These handlers spool up a JSON-based HTTP interface to the Paxos predicates, namely

• paxos_property/1 as JSON object on GET at /paxos/properties,
• paxos_get/2 as arbitrary JSON on GET at /paxos/Key and
• paxos_set/2 as arbitrary JSON on POST at /paxos/Key

Take the example below. Uses http_server/1 to start a HTTP server on some given port.

?- [library(http/http_server), library(http/http_client)].
true.

?- http_server([port(8080)]).
% Started server at http://localhost:8080/
true.

?- http_get('http://localhost:8080/paxos/properties', A, []).
A = json([node=0, quorum=1, failed=0]).

Getting and setting using JSON encoding works as follows.

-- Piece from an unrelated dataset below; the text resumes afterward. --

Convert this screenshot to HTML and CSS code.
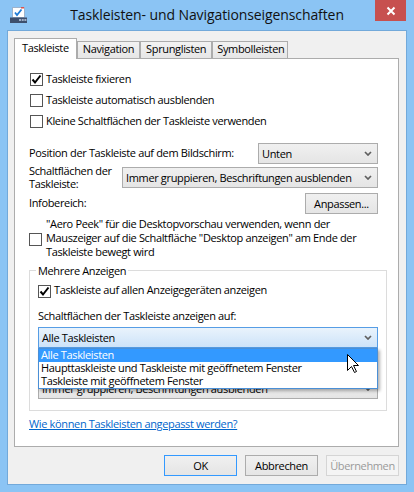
FILE: index.html
```html
<!DOCTYPE html>
<html lang="de">
  <head>
    <meta charset="UTF-8" />
    <meta name="viewport" content="width=device-width, initial-scale=1.0" />
    <title>Taskleisten- und Navigationseigenschaften</title>
    <link rel="stylesheet" href="styles.css">
  </head>
  <body>
    <div class="window">
      <header class="titlebar">
        <svg class="app-icon" width="17" height="16" viewBox="0 0 17 16">
          <rect x="2.5" y="0.5" width="12" height="10" fill="#fff" stroke="#9db3cc" />
          <rect x="11" y="0" width="3" height="1.5" fill="#d9534f" />
          <path d="M5 5.5 L7 8 L11.5 2.5" fill="none" stroke="#1f7bd6" stroke-width="1.8" />
          <rect x="0" y="10.5" width="17" height="5.5" fill="#3d4f6d" />
          <rect x="9" y="12" width="2" height="2" fill="#9fb0c8" />
          <rect x="11.7" y="12" width="2" height="2" fill="#9fb0c8" />
          <rect x="14.4" y="12" width="2" height="2" fill="#9fb0c8" />
        </svg>
        <div class="title">Taskleisten- und Navigationseigenschaften</div>
        <div class="close-btn">
          <svg width="10" height="10" viewBox="0 0 10 10">
            <path d="M1.5 1.5 L8.5 8.5 M8.5 1.5 L1.5 8.5" stroke="#fff" stroke-width="2" />
          </svg>
        </div>
      </header>

      <main class="client">
        <ul class="tabs">
          <li class="tab active">Taskleiste</li>
          <li class="tab">Navigation</li>
          <li class="tab">Sprunglisten</li>
          <li class="tab">Symbolleisten</li>
        </ul>

        <div class="panel">
          <div class="check">
            <span class="box"><svg width="11" height="11" viewBox="0 0 11 11"><path d="M1.5 5.5 L4 8.5 L9.5 1.5" fill="none" stroke="#000" stroke-width="2" /></svg></span>
            <span class="text">Taskleiste fixieren</span>
          </div>
          <div class="check">
            <span class="box"></span>
            <span class="text">Taskleiste automatisch ausblenden</span>
          </div>
          <div class="check">
            <span class="box"></span>
            <span class="text">Kleine Schaltflächen der Taskleiste verwenden</span>
          </div>

          <div class="field pos-row">
            <span class="text">Position der Taskleiste auf dem Bildschirm:</span>
            <div class="combo combo-small">
              <span>Unten</span>
              <svg class="chevron" width="8" height="5" viewBox="0 0 8 5"><path d="M1 1 L4 4 L7 1" fill="none" stroke="#5f5f5f" stroke-width="1.7" /></svg>
            </div>
          </div>

          <div class="field group-row">
            <span class="field-label">Schaltflächen der<br />Taskleiste:</span>
            <div class="combo grow">
              <span>Immer gruppieren, Beschriftungen ausblenden</span>
              <svg class="chevron" width="8" height="5" viewBox="0 0 8 5"><path d="M1 1 L4 4 L7 1" fill="none" stroke="#5f5f5f" stroke-width="1.7" /></svg>
            </div>
          </div>

          <div class="field info-row">
            <span class="text">Infobereich:</span>
            <button class="btn" type="button">Anpassen...</button>
          </div>

          <div class="check multi">
            <span class="box"></span>
            <span>"Aero Peek" für die Desktopvorschau verwenden, wenn der<br />Mauszeiger auf die Schaltfläche "Desktop anzeigen" am Ende der<br />Taskleiste bewegt wird</span>
          </div>

          <fieldset class="group">
            <legend>Mehrere Anzeigen</legend>
            <div class="check in-group">
              <span class="box"><svg width="11" height="11" viewBox="0 0 11 11"><path d="M1.5 5.5 L4 8.5 L9.5 1.5" fill="none" stroke="#000" stroke-width="2" /></svg></span>
              <span class="text">Taskleiste auf allen Anzeigegeräten anzeigen</span>
            </div>
            <div class="group-label">Schaltflächen der Taskleiste anzeigen auf:</div>
            <div class="combo-wrap">
              <div class="combo open">
                <span>Alle Taskleisten</span>
                <svg class="chevron" width="8" height="5" viewBox="0 0 8 5"><path d="M1 1 L4 4 L7 1" fill="none" stroke="#5f5f5f" stroke-width="1.7" /></svg>
              </div>
              <ul class="dropdown">
                <li class="selected">Alle Taskleisten</li>
                <li>Haupttaskleiste und Taskleiste mit geöffnetem Fenster</li>
                <li>Taskleiste mit geöffnetem Fenster</li>
                <svg class="cursor" width="13" height="20" viewBox="0 0 13 20">
                  <path d="M0.5 0.5 L0.5 16.5 L4.5 12.5 L7.5 18.5 L9.5 17.5 L6.5 11.5 L11.5 11.5 Z" fill="#fff" stroke="#000" stroke-width="1" />
                </svg>
              </ul>
            </div>
            <!-- label for the second combo is hidden under the open list -->
            <div class="combo combo-under">
              <span>Immer gruppieren, Beschriftungen ausblenden</span>
              <svg class="chevron" width="8" height="5" viewBox="0 0 8 5"><path d="M1 1 L4 4 L7 1" fill="none" stroke="#5f5f5f" stroke-width="1.7" /></svg>
            </div>
          </fieldset>

          <a href="#" class="help-link">Wie können Taskleisten angepasst werden?</a>
        </div>

        <div class="dialog-buttons">
          <button class="btn default" type="button">OK</button>
          <button class="btn" type="button">Abbrechen</button>
          <button class="btn disabled" type="button">Übernehmen</button>
        </div>
      </main>
    </div>
  </body>
</html>
```

FILE: styles.css
```css
/* Windows 8 dialog: Taskleisten- und Navigationseigenschaften */

body {
  margin: 0;
  font-family: "Open Sans", "Segoe UI", sans-serif;
  font-size: 11px;
  letter-spacing: -0.35px;
  color: #000;
}

.window {
  width: 414px;
  height: 492px;
  box-sizing: border-box;
  background-color: #8bc4f4;
  padding: 0 7px 7px;
  display: flex;
  flex-direction: column;
}

.titlebar {
  height: 30px;
  padding: 0 1px;
  display: grid;
  grid-template-columns: 1fr auto 1fr;
  align-items: start;
}

.app-icon {
  margin: 7px 0 0 2px;
}

.title {
  font-size: 14px;
  letter-spacing: -0.1px;
  line-height: 29px;
  color: #111;
}

.close-btn {
  justify-self: end;
  width: 31px;
  height: 21px;
  background-color: #c7504f;
  display: flex;
  align-items: center;
  justify-content: center;
}

.client {
  flex: 1;
  background-color: #f0f0f0;
  border: 1px solid #72a9da;
  padding: 7px 7px 0 6px;
  display: flex;
  flex-direction: column;
}

/* tabs */

.tabs {
  list-style: none;
  margin: 0;
  padding: 0;
  height: 20px;
  display: flex;
  align-items: flex-end;
  position: relative;
  z-index: 1;
}

.tab {
  box-sizing: border-box;
  height: 17px;
  line-height: 14px;
  padding: 0 5px;
  border: 1px solid #acacac;
  border-bottom: none;
  background: linear-gradient(#f2f2f2, #e6e6e6);
}

.tab:last-child {
  padding: 0 3px 0 4px;
}

.tab.active {
  height: 21px;
  line-height: 17px;
  padding: 0 7px;
  margin-bottom: -1px;
  background: #fff;
}

.panel {
  height: 389px;
  box-sizing: border-box;
  background-color: #fff;
  border: 1px solid #acacac;
  padding-top: 10px;
  display: flex;
  flex-direction: column;
}

/* checkboxes */

.check {
  display: flex;
  align-items: center;
  height: 21px;
  margin-left: 15px;
}

.check .text,
.field .text {
  margin-bottom: 3px;
}

.box {
  width: 13px;
  height: 13px;
  box-sizing: border-box;
  border: 1px solid #555;
  background-color: #fff;
  margin-right: 3px;
  flex-shrink: 0;
  display: flex;
}

.check.multi {
  height: auto;
  line-height: 14px;
  margin-top: 3px;
  margin-left: 14px;
}

.check.multi .box {
  margin-top: 3px;
  margin-right: 4px;
}

/* label + control rows */

.field {
  display: flex;
  align-items: center;
  justify-content: space-between;
  margin: 0 20px 0 14px;
}

.pos-row {
  height: 21px;
  margin-top: 11px;
}

.group-row {
  height: 27px;
  line-height: 13.5px;
}

.field-label {
  width: 93px;
  flex-shrink: 0;
  margin-bottom: 1px;
}

.info-row {
  height: 21px;
  margin-top: 2px;
}

.combo {
  box-sizing: border-box;
  height: 21px;
  border: 1px solid #acacac;
  background: linear-gradient(#f0f0f0, #e5e5e5);
  padding: 0 5px 0 3px;
  display: flex;
  align-items: center;
  justify-content: space-between;
}

.combo-small {
  width: 120px;
}

.combo.grow {
  flex: 1;
}

.combo.open {
  border-color: #569de5;
  background: linear-gradient(#e9f3fc, #cde3f9);
}

.chevron {
  flex-shrink: 0;
}

/* group box */

.group {
  margin: 4px 11px 0 14px;
  padding: 0 8px 11px;
  border: 1px solid #dcdcdc;
  min-width: 0;
}

.group legend {
  line-height: 15px;
  padding: 0 2px;
  margin-left: -2px;
}

.check.in-group {
  height: 20px;
  margin: 3px 0 0 0;
}

.group-label {
  line-height: 14px;
  margin-top: 8px;
}

.combo-wrap {
  position: relative;
  margin-top: 4px;
}

.combo-under {
  margin-top: 30px;
}

.dropdown {
  list-style: none;
  margin: 0;
  padding: 0;
  position: absolute;
  top: 100%;
  left: 0;
  right: 0;
  z-index: 2;
  background-color: #fff;
  border: 1px solid #4a8fd6;
  box-shadow: 2px 2px 3px rgba(0, 0, 0, 0.3);
}

.dropdown li {
  height: 13px;
  line-height: 12px;
  padding-left: 2px;
  white-space: nowrap;
}

.dropdown li.selected {
  background-color: #3399ff;
  color: #fff;
}

.cursor {
  position: absolute;
  left: 308px;
  top: 5px;
}

.help-link {
  align-self: flex-start;
  margin: 6px 0 0 14px;
  line-height: 14px;
  color: #0066cc;
  text-decoration: underline;
}

/* buttons */

.btn {
  width: 73px;
  height: 21px;
  box-sizing: border-box;
  border: 1px solid #acacac;
  background: linear-gradient(#f0f0f0, #e5e5e5);
  font: inherit;
  letter-spacing: inherit;
  color: #000;
  padding: 0;
}

.btn.default {
  border-color: #3399ff;
}

.btn.disabled {
  border-color: #d5d5d5;
  background: #f4f4f4;
  color: #9a9a9a;
}

.dialog-buttons {
  display: flex;
  justify-content: flex-end;
  gap: 8px;
  margin-top: 8px;
}
```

?- http_get('http://localhost:8080/paxos/hello', A, [status_code(B)]).
A = '',
B = 204.

?- http_post('http://localhost:8080/paxos/hello', json(world), A, []).
A = @true.

?- http_get('http://localhost:8080/paxos/hello', A, [status_code(B)]).
A = world,
B = 200.

Note that the initial GET fails. It replies with the empty atom since no content exists. Predicate paxos_get/2 is semi-deterministic; it can fail. Empty atom is not valid Prolog-encoding for JSON. Status code of 204 indicates no content. The Paxos ledger does not contain data for that key.

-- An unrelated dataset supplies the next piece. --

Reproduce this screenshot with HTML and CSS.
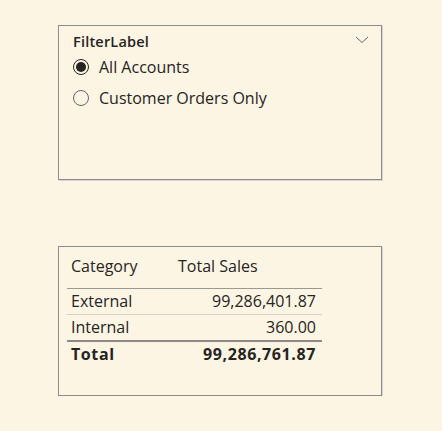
FILE: index.html
```html
<!DOCTYPE html>
<html>
<head>
    <title>Filter and Sales</title>
    <link rel="stylesheet" href="styles.css">
</head>
<body>
    <div class="visual slicer">
        <div class="slicer-head">
            <span class="slicer-title">FilterLabel</span>
            <svg class="chevron" width="14" height="8" viewBox="0 0 14 8">
                <path d="M1 1 L7 6.5 L13 1" fill="none" stroke="#666" stroke-width="1"/>
            </svg>
        </div>
        <label class="option">
            <span class="radio checked"></span>
            <span>All Accounts</span>
        </label>
        <label class="option">
            <span class="radio"></span>
            <span>Customer Orders Only</span>
        </label>
    </div>

    <div class="visual matrix">
        <table>
            <thead>
                <tr><th>Category</th><th>Total Sales</th></tr>
            </thead>
            <tbody>
                <tr><td>External</td><td class="num">99,286,401.87</td></tr>
                <tr><td>Internal</td><td class="num">360.00</td></tr>
            </tbody>
            <tfoot>
                <tr><td>Total</td><td class="num">99,286,761.87</td></tr>
            </tfoot>
        </table>
    </div>
</body>
</html>
```

FILE: styles.css
```css
body { margin: 0; background: #fdf5e4; font-family: "Open Sans", "Noto Sans", sans-serif; color: #252423; }
.visual { box-sizing: border-box; width: 324px; margin-left: 58px; border: 1px solid #8c8c8c; box-shadow: 1px 1px 0 #d8d4cc; }
.slicer { height: 155px; margin-top: 25px; padding: 5px 12px 0 14px; }
.slicer-head { display: flex; justify-content: space-between; align-items: center; height: 20px; }
.slicer-title { font-size: 14.5px; font-weight: 600; letter-spacing: 0.2px; }
.chevron { margin-top: -3px; }
.option { display: flex; align-items: center; gap: 10px; height: 31px; font-size: 16px; }
.radio { box-sizing: border-box; width: 16px; height: 16px; border: 1px solid #666; border-radius: 50%; display: flex; align-items: center; justify-content: center; }
.radio.checked { border: 1.5px solid #252423; }
.radio.checked::after { content: ""; width: 10px; height: 10px; border-radius: 50%; background: #252423; }
.matrix { height: 150px; margin-top: 66px; padding: 5px 0 0 8px; }
table { border-collapse: collapse; font-size: 16px; }
th, td { padding: 2px 4px 3px; line-height: 20px; text-align: left; }
th { font-weight: normal; padding: 4px 4px 12px; border-bottom: 1px solid #9a9893; }
th:first-child { width: 99px; }
td.num { text-align: right; width: 138px; padding-right: 6px; }
tbody tr + tr td { border-top: 1px solid #d3d0c8; }
tfoot td { border-top: 2px solid #8c8a86; font-weight: bold; letter-spacing: 0.6px; }
```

Thereafter, POST writes a string value for the key and a repeated GET attempt now answers the new consensus data. Status code 200 indicates a successful ledger concensus.

Serialisation

Serialises unknowns. Paxos ledgers may contain non-JSON compatible data. Anything that does not correctly serialise as JSON becomes an atomicly rendered Prolog term. Take a consensus value of term a(1) for example; GET requests see "a(1)" as a rendered Prolog string. The ledger comprises Prolog terms, fundamentally, rather than JSON-encoded strings.

Setting a Paxos value reads JSON from the POST request body. It can be any valid JSON value including atomic values as well as objects and arrays.